Seguin IT has also completed an overhaul of the city’s video management system, enhanced data security, established a new document management system and is actively testing a mobile data repository application to comply with the 2019 Texas Open Records Act that mandates municipalities keep text records for two years. Seguin subsidizes cellphones for its employees, and CellTrust has an app that establishes a mechanism to meet the requirement. McDaniel says initial reviews from first responders have been positive and he may include the platform in his next budget.
“I believe they have an intriguing product from a municipal government perspective,” says McDaniel, who met with the company’s vice president of business development by happenstance at a Dallas conference. “They were looking for a test bed in the state and I was looking for a product that could deliver this type of solution for Seguin.

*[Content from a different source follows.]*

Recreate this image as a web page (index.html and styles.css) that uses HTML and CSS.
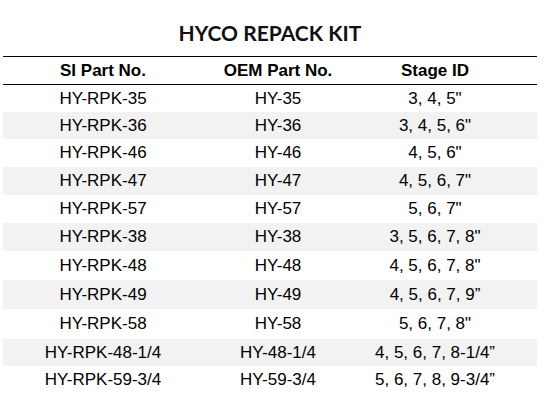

A win-win situation.”
He feels the same about another initiative, this one with Scale Computing, an Indianapolis company whose multi-year hyperconvergence project will stand up multiple nodes across the city for backend systems infrastructure, redundancy and disaster recovery.
“They’ve been an excellent partner thus far and despite our assigned rep working out of Indianapolis, he’s made multiple trips to Seguin as we are preparing to integrate this platform into our infrastructure,” McDaniel says. “I really enjoy working with partners who are committed to delivering a value-add solution on both sides of the purchase order. We clicked with those guys from day one and it shows.”

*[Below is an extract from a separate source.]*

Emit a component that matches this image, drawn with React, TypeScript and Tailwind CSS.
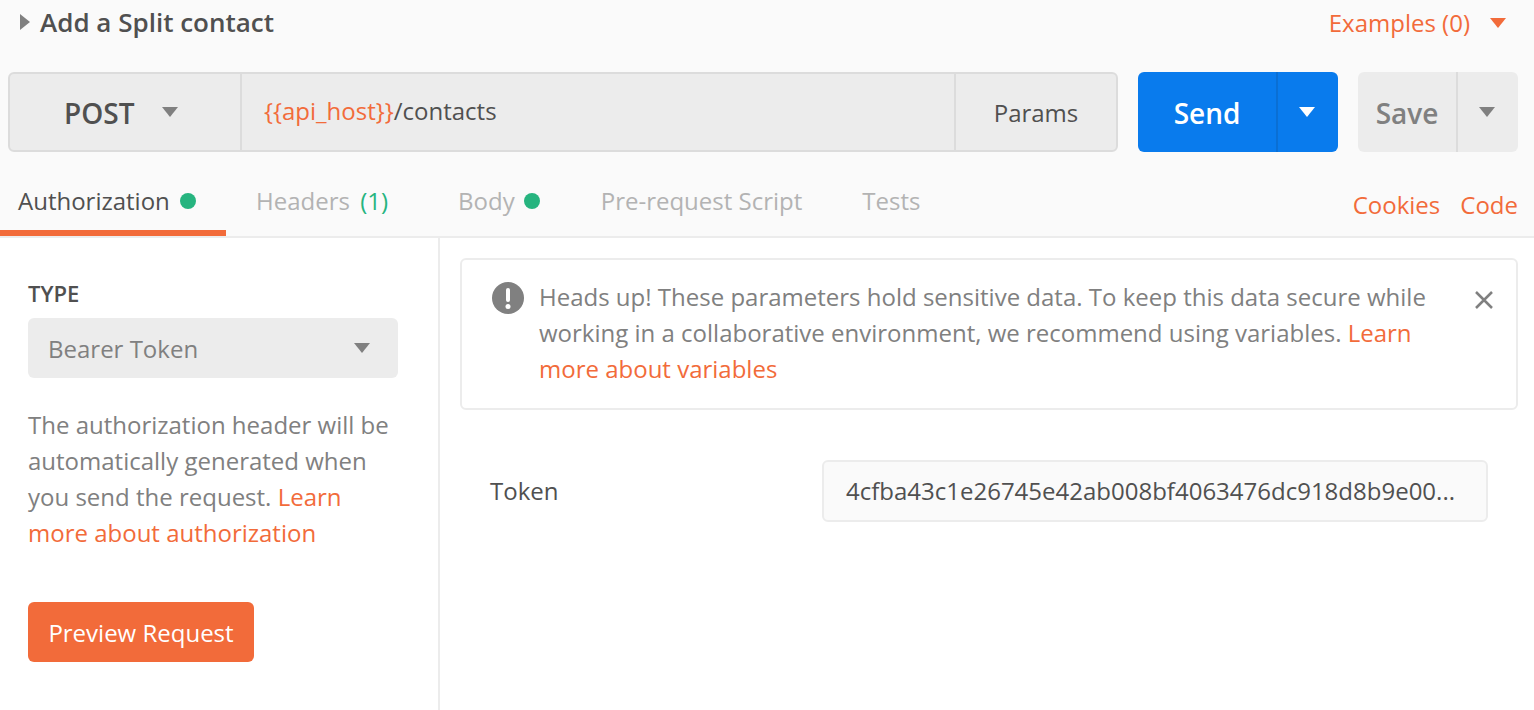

An internship program aimed at creating a pipeline of IT talent for this fast-growing region should also become more appealing. McDaniel is always on the lookout for budding technologists, but let them be advised: There’s more to working in IT than just the tech aspect.
“Attitude’s what I’m looking for,” he says. “Your experience, education and credentials, that gets your foot in the door. But all that goes out the window when we sit down for an interview. I’m not necessarily looking for the most qualified applicant. I’m looking for someone with heart and whose passion is seemingly tangible.”
In other words, McDaniel looks for team members who share his mindset, forged by his years in the Air Force, frequent relocations, high-security assignments and long productive stretches in the private sector.
“The military provided the baseline for everything I’ve had the good fortune to experience professionally,” says the 44-year-old McDaniel, son of a Marine. “I graduated high school in a class of about 25 and though the internet was around, I didn’t have access. I realized the only way for me to achieve my goals was to venture outside my comfort zone and experience what was out there.”
The Air Force provided technical training and overseas assignments that prepped him well for civilian jobs on both coasts including years supporting Dell, Fujitsu and federal security agencies. Local Texas government, however, beckoned with its possibilities of public service.
And around the time the Texas-born and raised McDaniel was looking in that direction, Seguin had committed to a proactive IT approach and the means for the right individual to make a fast impact. “I’m a Texan through and through,” he says, “it’s a privilege for me to do what I do right here at home.”
Though, as he reminds, that IT department wouldn’t shine without the personnel who make the vision a reality.
“My responsibility is to line up the pins and empower the staff to roll strikes,” McDaniel humbly explains. “And they do it in spades. The productivity coming out of this organization is nothing short of amazing. Most of the IT staff graduated from here in town and I think that resonates with the community. I hope residents are proud of what’s being done with tech on behalf of Seguin.”